4En ne développant pas de réflexion sur le sexe féminin, le moment cartésien dans l’histoire des femmes se révèle tout à fait spécifique. L’égalité des sexes est en effet ici effacement des sexes. Cet effacement n’est pas masculinisation plus ou moins implicite comme chez Platon1 ; il est reconnaissance du caractère absolument non sexué et non genré de la raison. Il y a des esprits faibles, mais il n’y a pas de sexe faible. Descartes constitue bien le modèle d’une neutralité du sexe dans le domaine de la pensée qui contraste avec la tradition aristotélicienne dont Cureau se fait encore l’écho. Que ce domaine soit proprement celui de l’intellect (la pensée pure) ou qu’il soit aussi celui du corps (par le biais de la sensation, de l’imagination et des passions de l’âme), Descartes ne distingue pas entre des manières féminines et des manières masculines de penser. Le refus d’un différencialisme inégalitaire est donc manifeste dans tous les aspects de sa philosophie. L’idée d’un différencialisme égalitaire, selon lequel chaque sexe aurait des excellences propres et séparées, lui est aussi totalement étrangère. Encore une fois, il y a bien neutralité et non identité par masculinisation. Ce moment si particulier de l’histoire de la philosophie, celui d’une théorie anthropologique affirmant une neutralité de sexe, ne concerne donc pas seulement les pensées du corps, mais également les pensées de l’esprit.
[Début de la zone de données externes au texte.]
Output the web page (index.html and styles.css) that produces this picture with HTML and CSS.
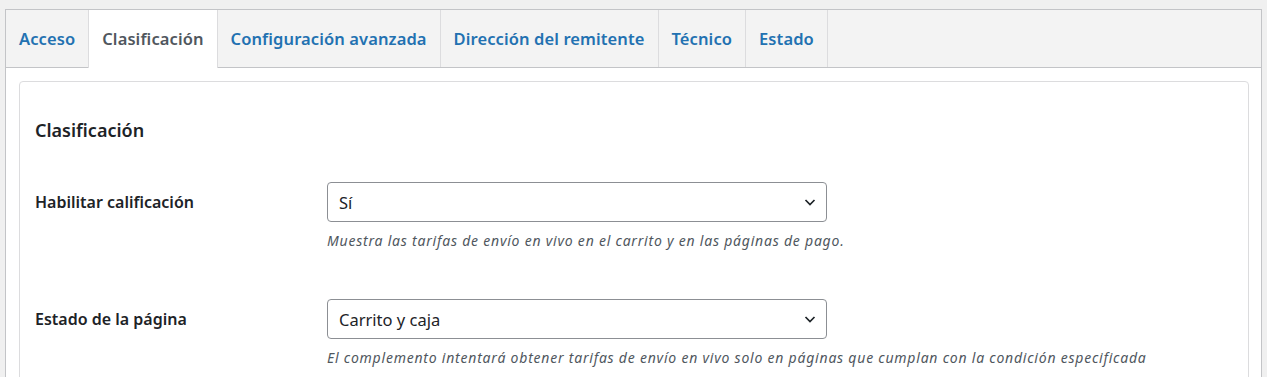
FILE: index.html
```html
<!DOCTYPE html>
<html lang="es">

<head>
  <meta charset="UTF-8">
  <meta name="viewport" content="width=device-width, initial-scale=1.0">
  <title>Clasificación</title>
  <link rel="stylesheet" href="styles.css">
</head>

<body>
  <div class="wrap">
    <nav class="tabs">
      <a href="#" class="tab">Acceso</a>
      <a href="#" class="tab tab--active">Clasificación</a>
      <a href="#" class="tab">Configuración avanzada</a>
      <a href="#" class="tab">Dirección del remitente</a>
      <a href="#" class="tab">Técnico</a>
      <a href="#" class="tab">Estado</a>
    </nav>

    <div class="panel">
      <div class="card">
        <h2 class="card__title">Clasificación</h2>

        <div class="field">
          <label class="field__label" for="enable">Habilitar calificación</label>
          <div class="field__input">
            <div class="select" id="enable">
              <span>Sí</span>
              <svg width="14" height="14" viewBox="0 0 14 14"><path d="M2.5 5l4.5 4.5 4.5-4.5" fill="none" stroke="#1d2327" stroke-width="1.7"/></svg>
            </div>
            <p class="field__desc">Muestra las tarifas de envío en vivo en el carrito y en las páginas de pago.</p>
          </div>
        </div>

        <div class="field">
          <label class="field__label" for="page">Estado de la página</label>
          <div class="field__input">
            <div class="select" id="page">
              <span>Carrito y caja</span>
              <svg width="14" height="14" viewBox="0 0 14 14"><path d="M2.5 5l4.5 4.5 4.5-4.5" fill="none" stroke="#1d2327" stroke-width="1.7"/></svg>
            </div>
            <p class="field__desc">El complemento intentará obtener tarifas de envío en vivo solo en páginas que cumplan con la condición especificada</p>
          </div>
        </div>
      </div>
    </div>
  </div>
</body>

</html>
```

FILE: styles.css
```css
body {
  margin: 0;
  background-color: #f0f0f0;
  font-family: "Noto Sans", "Open Sans", Arial, sans-serif;
  color: #1d2327;
  height: 377px;
  overflow: hidden;
}

.wrap {
  margin: 9px 5px 0 5px;
  border: 1px solid #c3c4c7;
  background-color: #fff;
  height: 400px;
}

.tabs {
  display: flex;
  background-color: #f3f3f3;
  border-bottom: 1px solid #c3c4c7;
  height: 57px;
}

.tab {
  display: block;
  padding: 0 13px;
  line-height: 57px;
  font-size: 16.5px;
  font-weight: 600;
  letter-spacing: 0.1px;
  color: #2271b1;
  text-decoration: none;
  border-right: 1px solid #dcdcde;
}

.tab--active {
  background-color: #fff;
  color: #50575e;
  border-left: 1px solid #dcdcde;
  height: 58px;
  margin-left: -1px;
}

.panel {
  padding: 13px 12px 0 13px;
}

.card {
  border: 1px solid #dcdcde;
  border-radius: 4px;
  padding: 36px 15px 20px 15px;
}

.card__title {
  margin: 0 0 40px 0;
  font-size: 18px;
  font-weight: 600;
  line-height: 24px;
}

.field {
  display: flex;
  margin-bottom: 48px;
}

.field__label {
  width: 292px;
  font-size: 16px;
  font-weight: 600;
  line-height: 22px;
  padding-top: 9px;
}

.field__input {
  width: 500px;
}

.select {
  display: flex;
  align-items: center;
  justify-content: space-between;
  height: 38px;
  border: 1px solid #8c8f94;
  border-radius: 4px;
  padding: 0 9px 0 11px;
  font-size: 16.5px;
}

.field__desc {
  margin: 9px 0 0 0;
  font-size: 14px;
  line-height: 20px;
  letter-spacing: 0.78px;
  font-style: italic;
  color: #50575e;
  white-space: nowrap;
}
```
Il repose incontestablement sur une magnification de la raison, seul lieu où s’éprouvent les différences légitimes entre les êtres humains. Mais cette raison est bien celle de l’être humain et non de l’homme. Nous faisons ici allusion à l’ouvrage de Genevieve Lloyd, The Man of Reason2, qui défend l’idée que le moment cartésien a été un moment de masculinisation de la pensée, au travers de la valorisation de la seule raison comme mode du penser3. Comme nous l’avons montré, pour défendre une telle thèse, il faudrait en revenir à ce que refuse Descartes, c’est-à-dire revenir à une assignation des femmes à d’autres modes du penser (liés aux émotions et aux sensations) ou à une raison genrée dont on se demande bien en quoi elle consiste et par quels moyens elle pourrait atteindre à des vérités universalisables. Descartes donne justement les moyens de penser un féminisme non différencialiste en écartant toute nature féminine se fixant dans des modes de réflexion spécifique.
Notes de bas de page
1 Voir dans l’introduction générale, les remarques de F. Collin, É Pisier et E Varikas, auteures de l’ouvrage Les femmes de Platon à Derrida (Paris, Dalloz, 2011).
2 G. Lloyd, The Man of Reason. « Male » and « Female » in Western Philosophy, Minneapolis, University of Minnesota Press, 1984.
3 Pour d’autres critiques de cette thèse, voir l’article très éclairant de M. Atherton, « Cartesian Reason and Gendered Reason » (A Mind of One’s Own. Feminist Essays on Reason and Objectivity, L. Antony et C. Witt dir., Boulder, Westview Press, 2001, p. 21-37). Outre différentes ambiguïtés théoriques de ce féminisme différencialiste, l’auteure rappelle utilement que le nombre de femmes philosophes croît beaucoup à l’époque classique ; elle montre aussi comment certaines de ces philosophes (en l’occurrence M. Astell et D. Masham) se réclament dans leur méthode ou leur pratique intellectuelle d’une raison de type cartésien.